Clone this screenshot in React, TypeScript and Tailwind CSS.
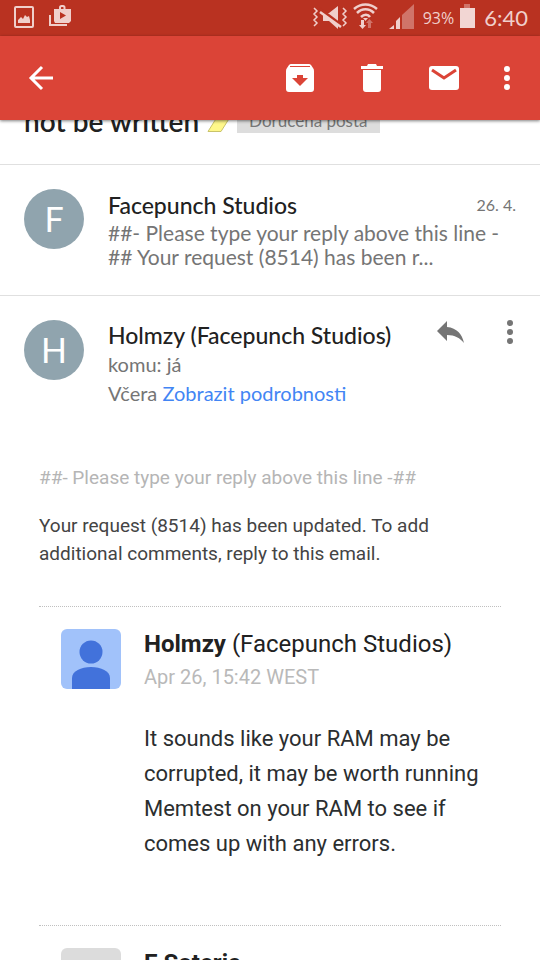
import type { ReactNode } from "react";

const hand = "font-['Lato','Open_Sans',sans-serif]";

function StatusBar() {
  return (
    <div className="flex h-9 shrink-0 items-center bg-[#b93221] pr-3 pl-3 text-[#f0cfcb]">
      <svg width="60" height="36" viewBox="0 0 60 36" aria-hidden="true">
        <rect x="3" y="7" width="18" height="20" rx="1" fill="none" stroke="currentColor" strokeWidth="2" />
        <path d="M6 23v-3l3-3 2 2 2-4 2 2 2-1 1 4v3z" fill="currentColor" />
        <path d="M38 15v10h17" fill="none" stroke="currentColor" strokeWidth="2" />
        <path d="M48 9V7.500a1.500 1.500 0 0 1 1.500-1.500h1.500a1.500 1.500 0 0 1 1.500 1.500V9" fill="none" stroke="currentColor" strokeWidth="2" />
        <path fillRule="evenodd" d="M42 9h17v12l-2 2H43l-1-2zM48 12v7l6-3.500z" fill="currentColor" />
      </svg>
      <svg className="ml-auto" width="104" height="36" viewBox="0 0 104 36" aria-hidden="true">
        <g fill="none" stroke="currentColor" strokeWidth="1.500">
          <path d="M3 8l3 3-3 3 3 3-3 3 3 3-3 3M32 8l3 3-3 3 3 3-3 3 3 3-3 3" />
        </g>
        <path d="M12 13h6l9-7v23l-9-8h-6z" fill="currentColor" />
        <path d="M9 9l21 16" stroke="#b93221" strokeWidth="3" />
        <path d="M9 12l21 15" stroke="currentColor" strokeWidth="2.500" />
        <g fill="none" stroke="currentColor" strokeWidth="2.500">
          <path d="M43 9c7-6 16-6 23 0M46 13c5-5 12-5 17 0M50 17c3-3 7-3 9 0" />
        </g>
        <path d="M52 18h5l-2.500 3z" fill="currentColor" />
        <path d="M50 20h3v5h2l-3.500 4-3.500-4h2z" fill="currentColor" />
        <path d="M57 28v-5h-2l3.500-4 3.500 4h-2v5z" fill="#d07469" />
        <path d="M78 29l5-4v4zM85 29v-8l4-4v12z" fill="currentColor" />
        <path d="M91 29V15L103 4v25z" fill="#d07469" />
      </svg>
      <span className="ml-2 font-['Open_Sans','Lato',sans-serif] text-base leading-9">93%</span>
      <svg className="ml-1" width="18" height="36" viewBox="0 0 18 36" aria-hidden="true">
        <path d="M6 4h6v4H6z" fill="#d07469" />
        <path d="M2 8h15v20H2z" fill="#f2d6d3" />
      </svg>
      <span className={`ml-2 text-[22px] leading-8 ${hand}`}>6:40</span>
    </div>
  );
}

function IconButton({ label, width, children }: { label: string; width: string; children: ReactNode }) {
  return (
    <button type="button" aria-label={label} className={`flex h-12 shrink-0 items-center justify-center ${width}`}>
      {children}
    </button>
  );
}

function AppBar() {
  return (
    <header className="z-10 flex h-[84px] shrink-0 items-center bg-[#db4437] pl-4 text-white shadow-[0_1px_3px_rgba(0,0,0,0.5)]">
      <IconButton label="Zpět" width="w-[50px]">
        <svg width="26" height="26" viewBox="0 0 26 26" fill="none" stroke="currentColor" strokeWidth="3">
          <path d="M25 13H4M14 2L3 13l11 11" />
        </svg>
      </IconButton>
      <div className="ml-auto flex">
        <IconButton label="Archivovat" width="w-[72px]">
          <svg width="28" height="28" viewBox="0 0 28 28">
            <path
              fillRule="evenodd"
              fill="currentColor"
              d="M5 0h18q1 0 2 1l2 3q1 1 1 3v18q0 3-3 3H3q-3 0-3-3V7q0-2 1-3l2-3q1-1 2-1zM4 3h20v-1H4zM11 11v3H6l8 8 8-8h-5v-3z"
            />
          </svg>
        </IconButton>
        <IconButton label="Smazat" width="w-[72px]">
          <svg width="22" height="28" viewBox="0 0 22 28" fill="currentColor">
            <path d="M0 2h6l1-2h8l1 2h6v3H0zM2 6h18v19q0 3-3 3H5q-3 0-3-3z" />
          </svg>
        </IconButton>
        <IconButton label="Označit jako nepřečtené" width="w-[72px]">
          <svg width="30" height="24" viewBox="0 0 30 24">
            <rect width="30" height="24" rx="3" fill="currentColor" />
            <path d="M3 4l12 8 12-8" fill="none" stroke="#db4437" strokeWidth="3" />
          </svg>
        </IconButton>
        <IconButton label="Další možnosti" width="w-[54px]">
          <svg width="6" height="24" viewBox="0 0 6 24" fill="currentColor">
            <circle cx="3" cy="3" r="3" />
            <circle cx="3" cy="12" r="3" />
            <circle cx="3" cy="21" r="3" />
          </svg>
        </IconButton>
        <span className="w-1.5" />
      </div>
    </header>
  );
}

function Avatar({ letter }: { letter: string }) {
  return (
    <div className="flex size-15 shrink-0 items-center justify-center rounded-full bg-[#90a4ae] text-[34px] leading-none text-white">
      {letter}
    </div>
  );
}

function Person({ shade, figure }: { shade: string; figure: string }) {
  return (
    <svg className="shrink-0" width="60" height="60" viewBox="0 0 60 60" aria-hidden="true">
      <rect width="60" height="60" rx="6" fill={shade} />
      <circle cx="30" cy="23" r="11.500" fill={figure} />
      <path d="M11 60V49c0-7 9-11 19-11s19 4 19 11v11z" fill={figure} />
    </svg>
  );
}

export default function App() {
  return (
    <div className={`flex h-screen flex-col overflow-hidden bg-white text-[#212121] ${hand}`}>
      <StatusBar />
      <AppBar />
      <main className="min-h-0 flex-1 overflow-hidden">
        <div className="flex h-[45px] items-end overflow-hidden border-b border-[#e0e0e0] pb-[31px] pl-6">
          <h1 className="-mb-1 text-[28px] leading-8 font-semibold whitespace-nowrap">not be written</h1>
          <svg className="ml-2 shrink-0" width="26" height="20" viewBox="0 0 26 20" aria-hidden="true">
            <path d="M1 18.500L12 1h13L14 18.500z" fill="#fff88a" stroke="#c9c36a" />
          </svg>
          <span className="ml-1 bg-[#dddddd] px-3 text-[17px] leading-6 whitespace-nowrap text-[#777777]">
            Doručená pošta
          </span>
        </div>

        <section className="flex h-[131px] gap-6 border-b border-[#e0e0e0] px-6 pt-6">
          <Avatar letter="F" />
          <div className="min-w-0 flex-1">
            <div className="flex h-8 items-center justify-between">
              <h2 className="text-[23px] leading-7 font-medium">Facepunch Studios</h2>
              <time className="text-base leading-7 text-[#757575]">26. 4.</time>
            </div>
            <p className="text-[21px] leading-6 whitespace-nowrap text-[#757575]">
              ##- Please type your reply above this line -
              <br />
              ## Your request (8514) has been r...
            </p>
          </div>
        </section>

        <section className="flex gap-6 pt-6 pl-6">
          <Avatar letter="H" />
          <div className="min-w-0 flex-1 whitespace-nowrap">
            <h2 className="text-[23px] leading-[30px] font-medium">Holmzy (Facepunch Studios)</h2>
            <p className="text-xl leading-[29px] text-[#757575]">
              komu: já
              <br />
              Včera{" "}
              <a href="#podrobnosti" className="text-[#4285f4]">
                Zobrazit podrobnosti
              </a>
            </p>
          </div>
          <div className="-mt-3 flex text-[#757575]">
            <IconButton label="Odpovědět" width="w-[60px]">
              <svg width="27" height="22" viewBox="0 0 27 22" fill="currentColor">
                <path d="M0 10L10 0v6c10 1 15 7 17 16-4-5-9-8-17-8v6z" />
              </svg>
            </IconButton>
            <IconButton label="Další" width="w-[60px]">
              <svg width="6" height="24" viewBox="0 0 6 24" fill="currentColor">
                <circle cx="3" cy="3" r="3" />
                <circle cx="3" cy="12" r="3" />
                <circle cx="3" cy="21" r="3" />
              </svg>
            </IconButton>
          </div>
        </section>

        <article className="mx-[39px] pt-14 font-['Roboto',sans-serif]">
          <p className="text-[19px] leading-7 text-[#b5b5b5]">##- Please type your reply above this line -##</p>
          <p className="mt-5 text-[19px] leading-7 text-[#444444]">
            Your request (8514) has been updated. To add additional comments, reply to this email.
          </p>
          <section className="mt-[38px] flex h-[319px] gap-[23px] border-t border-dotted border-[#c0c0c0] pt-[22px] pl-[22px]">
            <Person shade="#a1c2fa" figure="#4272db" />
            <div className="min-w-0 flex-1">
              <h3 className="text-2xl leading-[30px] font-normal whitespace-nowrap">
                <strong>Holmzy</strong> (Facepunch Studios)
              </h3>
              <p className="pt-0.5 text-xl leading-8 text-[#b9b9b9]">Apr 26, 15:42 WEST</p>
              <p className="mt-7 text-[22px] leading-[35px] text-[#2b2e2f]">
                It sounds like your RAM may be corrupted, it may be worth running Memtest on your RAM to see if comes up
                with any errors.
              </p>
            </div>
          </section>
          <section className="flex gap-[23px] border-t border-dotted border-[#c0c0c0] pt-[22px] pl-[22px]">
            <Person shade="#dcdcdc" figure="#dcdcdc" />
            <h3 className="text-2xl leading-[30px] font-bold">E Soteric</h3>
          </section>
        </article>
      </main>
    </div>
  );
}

-------------------------

Return all lines with the word "this" in them.

Clone this screenshot in React, TypeScript and Tailwind CSS.
              ##- Please type your reply above this line -
          <p className="text-[19px] leading-7 text-[#b5b5b5]">##- Please type your reply above this line -##</p>
            Your request (8514) has been updated. To add additional comments, reply to this email.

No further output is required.